• Information shown:

☆ ☆ ☆ ☆ ☆ ☆ ☆

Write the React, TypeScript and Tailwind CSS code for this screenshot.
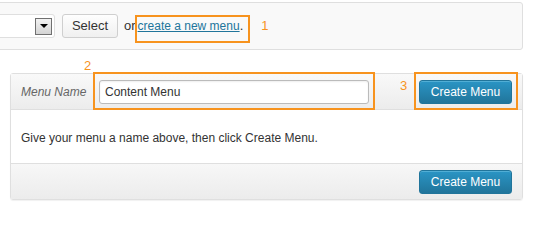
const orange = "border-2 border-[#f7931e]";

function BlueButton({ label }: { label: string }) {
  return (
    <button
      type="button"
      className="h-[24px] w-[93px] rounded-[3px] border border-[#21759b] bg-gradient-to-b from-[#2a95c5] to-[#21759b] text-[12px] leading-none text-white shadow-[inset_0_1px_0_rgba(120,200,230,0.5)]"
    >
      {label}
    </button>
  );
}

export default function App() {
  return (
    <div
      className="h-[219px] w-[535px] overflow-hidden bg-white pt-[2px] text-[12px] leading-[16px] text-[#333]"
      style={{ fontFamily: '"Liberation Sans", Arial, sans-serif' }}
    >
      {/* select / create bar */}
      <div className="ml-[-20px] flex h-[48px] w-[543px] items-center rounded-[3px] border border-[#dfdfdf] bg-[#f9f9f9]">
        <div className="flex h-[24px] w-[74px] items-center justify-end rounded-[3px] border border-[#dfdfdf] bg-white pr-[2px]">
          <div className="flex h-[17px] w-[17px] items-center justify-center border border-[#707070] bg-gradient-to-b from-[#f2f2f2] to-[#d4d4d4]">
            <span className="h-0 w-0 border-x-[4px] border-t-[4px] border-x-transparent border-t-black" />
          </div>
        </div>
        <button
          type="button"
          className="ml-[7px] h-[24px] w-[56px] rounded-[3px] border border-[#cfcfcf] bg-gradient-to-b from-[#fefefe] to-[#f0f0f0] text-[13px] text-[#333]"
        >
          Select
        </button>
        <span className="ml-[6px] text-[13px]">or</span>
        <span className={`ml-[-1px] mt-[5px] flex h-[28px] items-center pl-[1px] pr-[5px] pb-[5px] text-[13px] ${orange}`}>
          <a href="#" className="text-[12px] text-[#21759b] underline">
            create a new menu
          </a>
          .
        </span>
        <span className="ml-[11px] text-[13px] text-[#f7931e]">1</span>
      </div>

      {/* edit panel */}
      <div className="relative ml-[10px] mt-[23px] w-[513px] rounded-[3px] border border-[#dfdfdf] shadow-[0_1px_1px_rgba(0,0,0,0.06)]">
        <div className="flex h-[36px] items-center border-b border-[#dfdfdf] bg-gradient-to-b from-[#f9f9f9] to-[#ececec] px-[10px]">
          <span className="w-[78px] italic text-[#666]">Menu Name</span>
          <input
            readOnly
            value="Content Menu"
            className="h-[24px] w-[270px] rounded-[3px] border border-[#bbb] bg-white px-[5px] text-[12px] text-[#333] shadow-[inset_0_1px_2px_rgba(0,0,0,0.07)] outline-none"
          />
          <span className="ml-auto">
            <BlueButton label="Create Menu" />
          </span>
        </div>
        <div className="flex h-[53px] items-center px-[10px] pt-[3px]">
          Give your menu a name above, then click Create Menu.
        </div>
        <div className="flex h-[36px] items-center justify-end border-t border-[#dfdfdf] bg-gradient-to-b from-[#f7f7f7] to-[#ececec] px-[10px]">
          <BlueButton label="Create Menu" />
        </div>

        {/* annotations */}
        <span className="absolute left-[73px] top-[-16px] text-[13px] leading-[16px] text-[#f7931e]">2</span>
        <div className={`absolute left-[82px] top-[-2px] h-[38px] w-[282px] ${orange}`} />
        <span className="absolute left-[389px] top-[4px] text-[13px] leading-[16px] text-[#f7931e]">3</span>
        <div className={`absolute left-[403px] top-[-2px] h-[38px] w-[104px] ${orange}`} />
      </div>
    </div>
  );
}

☆ ☆ ☆ ☆ ☆ ☆ ☆

• Set task: Return each line from the material above exactly, but not the pictures.

• Solution:
Write the React, TypeScript and Tailwind CSS code for this screenshot.
const orange = "border-2 border-[#f7931e]";

function BlueButton({ label }: { label: string }) {
  return (
    <button
      type="button"
      className="h-[24px] w-[93px] rounded-[3px] border border-[#21759b] bg-gradient-to-b from-[#2a95c5] to-[#21759b] text-[12px] leading-none text-white shadow-[inset_0_1px_0_rgba(120,200,230,0.5)]"
    >
      {label}
    </button>
  );
}

export default function App() {
  return (
    <div
      className="h-[219px] w-[535px] overflow-hidden bg-white pt-[2px] text-[12px] leading-[16px] text-[#333]"
      style={{ fontFamily: '"Liberation Sans", Arial, sans-serif' }}
    >
      {/* select / create bar */}
      <div className="ml-[-20px] flex h-[48px] w-[543px] items-center rounded-[3px] border border-[#dfdfdf] bg-[#f9f9f9]">
        <div className="flex h-[24px] w-[74px] items-center justify-end rounded-[3px] border border-[#dfdfdf] bg-white pr-[2px]">
          <div className="flex h-[17px] w-[17px] items-center justify-center border border-[#707070] bg-gradient-to-b from-[#f2f2f2] to-[#d4d4d4]">
            <span className="h-0 w-0 border-x-[4px] border-t-[4px] border-x-transparent border-t-black" />
          </div>
        </div>
        <button
          type="button"
          className="ml-[7px] h-[24px] w-[56px] rounded-[3px] border border-[#cfcfcf] bg-gradient-to-b from-[#fefefe] to-[#f0f0f0] text-[13px] text-[#333]"
        >
          Select
        </button>
        <span className="ml-[6px] text-[13px]">or</span>
        <span className={`ml-[-1px] mt-[5px] flex h-[28px] items-center pl-[1px] pr-[5px] pb-[5px] text-[13px] ${orange}`}>
          <a href="#" className="text-[12px] text-[#21759b] underline">
            create a new menu
          </a>
          .
        </span>
        <span className="ml-[11px] text-[13px] text-[#f7931e]">1</span>
      </div>

      {/* edit panel */}
      <div className="relative ml-[10px] mt-[23px] w-[513px] rounded-[3px] border border-[#dfdfdf] shadow-[0_1px_1px_rgba(0,0,0,0.06)]">
        <div className="flex h-[36px] items-center border-b border-[#dfdfdf] bg-gradient-to-b from-[#f9f9f9] to-[#ececec] px-[10px]">
          <span className="w-[78px] italic text-[#666]">Menu Name</span>
          <input
            readOnly
            value="Content Menu"
            className="h-[24px] w-[270px] rounded-[3px] border border-[#bbb] bg-white px-[5px] text-[12px] text-[#333] shadow-[inset_0_1px_2px_rgba(0,0,0,0.07)] outline-none"
          />
          <span className="ml-auto">
            <BlueButton label="Create Menu" />
          </span>
        </div>
        <div className="flex h-[53px] items-center px-[10px] pt-[3px]">
          Give your menu a name above, then click Create Menu.
        </div>
        <div className="flex h-[36px] items-center justify-end border-t border-[#dfdfdf] bg-gradient-to-b from-[#f7f7f7] to-[#ececec] px-[10px]">
          <BlueButton label="Create Menu" />
        </div>

        {/* annotations */}
        <span className="absolute left-[73px] top-[-16px] text-[13px] leading-[16px] text-[#f7931e]">2</span>
        <div className={`absolute left-[82px] top-[-2px] h-[38px] w-[282px] ${orange}`} />
        <span className="absolute left-[389px] top-[4px] text-[13px] leading-[16px] text-[#f7931e]">3</span>
        <div className={`absolute left-[403px] top-[-2px] h-[38px] w-[104px] ${orange}`} />
      </div>
    </div>
  );
}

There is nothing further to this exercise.